What I know he said was this: “There is a school of thought among writers which says that if you enjoy writing something it is automatically no good and should be thrown out. I can’t agree with this” (443).
This isn’t to say, of course, that every story idea you come up with is going to be brilliant or that every time you sit down to write you’re going to have fun or the words will come easily. There were weeks, even seasons, when Steinbeck lamented to friends that he was having a tough time with his projects or not getting much written. Unfortunately, that’s a given to the experience of being a writer.
What he consistently commented upon and put in his letters was how fulfilling the work was, even on slow days. He enjoyed digging into the characters. He enjoyed just getting one more page completed and added to the rough draft pile. In times when he was between projects or stuck, he’d talk about needing to get back to work, about missing his words and his efforts.
If Steinbeck was alive today, I’m sure he’d second me on this: I hope you genuinely like the project you’re working on and that sitting down to crank out some words brings you joy. I hope you delight in brainstorming bursts where all you do is think about your ideas and where you’d like to take them.
We all might not be as prolific as Steinbeck or be so lucky as to get to make a career out of writing, but, if his life in letters has passed along anything, it’s that you are your stories, in all that they are ordinary and revolutionary and legendary. Pursue your ideas, tinker with them, pack them with humanity, and keep writing them down, one page at a time.

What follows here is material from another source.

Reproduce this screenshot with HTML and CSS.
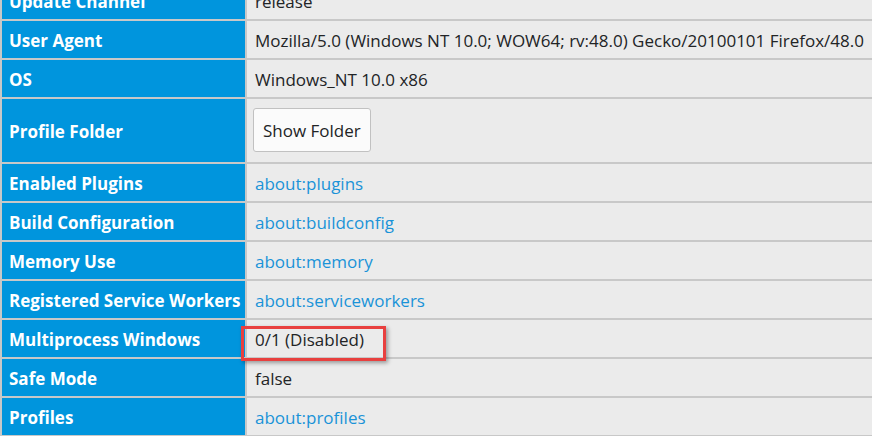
FILE: index.html
```html
<!DOCTYPE html>
<html>
<head>
<meta charset="utf-8">
<link rel="stylesheet" href="styles.css">
</head>
<body>
<div class="page">
<table class="info">
<tr><th>Update Channel</th><td>release</td></tr>
<tr><th>User Agent</th><td>Mozilla/5.0 (Windows NT 10.0; WOW64; rv:48.0) Gecko/20100101 Firefox/48.0</td></tr>
<tr><th>OS</th><td>Windows_NT 10.0 x86</td></tr>
<tr class="tall"><th>Profile Folder</th><td><button class="btn">Show Folder</button></td></tr>
<tr><th>Enabled Plugins</th><td><a href="#">about:plugins</a></td></tr>
<tr><th>Build Configuration</th><td><a href="#">about:buildconfig</a></td></tr>
<tr><th>Memory Use</th><td><a href="#">about:memory</a></td></tr>
<tr><th>Registered Service Workers</th><td><a href="#">about:serviceworkers</a></td></tr>
<tr><th>Multiprocess Windows</th><td class="marked">0/1 (Disabled)<span class="highlight"></span></td></tr>
<tr><th>Safe Mode</th><td>false</td></tr>
<tr><th>Profiles</th><td><a href="#">about:profiles</a></td></tr>
</table>
</div>
</body>
</html>
```

FILE: styles.css
```css
html, body {
  margin: 0;
  padding: 0;
  background: #ebebeb;
  overflow: hidden;
}
.page {
  margin-top: -20px;
}
.info {
  border-collapse: separate;
  border-spacing: 2px;
  margin: 0 0 0 -2px;
  padding: 0 0 0 2px;
  background: #c8c8c8;
  font-family: "Open Sans", "Noto Sans", sans-serif;
  font-size: 17px;
  width: 1000px;
  table-layout: fixed;
}
.info th {
  width: 229px;
  background: #0095dd;
  color: #fff;
  font-weight: 700;
  text-align: left;
  padding: 9px 7px 7px;
  line-height: 21px;
  white-space: nowrap;
}
.info td {
  background: #ebebeb;
  color: #222426;
  padding: 9px 8px 7px;
  line-height: 21px;
  white-space: nowrap;
}
.info tr.tall td {
  padding-top: 9px;
  padding-bottom: 10px;
}
.info a {
  color: #1a93d8;
  text-decoration: none;
}
.btn {
  font-family: inherit;
  font-size: 17px;
  color: #222426;
  background: #fbfbfb;
  border: 1px solid #c1c1c1;
  border-radius: 3px;
  height: 44px;
  padding: 0 9px;
  margin-left: -2px;
}
.marked {
  position: relative;
}
.highlight {
  position: absolute;
  left: -6px;
  top: 6px;
  width: 139px;
  height: 29px;
  border: 3px solid #e8403f;
  box-shadow: 2px 2px 4px rgba(0,0,0,0.35);
}
```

You know, it was Steinbeck’s birthday on the 27th. He would have been 124 years old, if that was a thing. To me, he’s a little bit timeless because, when I read his stories, the themes and emotions he’s given us connect as well now as they did at their time of publication. I imagine they’ll continue that way into the future. So, happy belated birthday, Steinbeck, and thanks for helping us to see how we can stay connected like that with our words, too.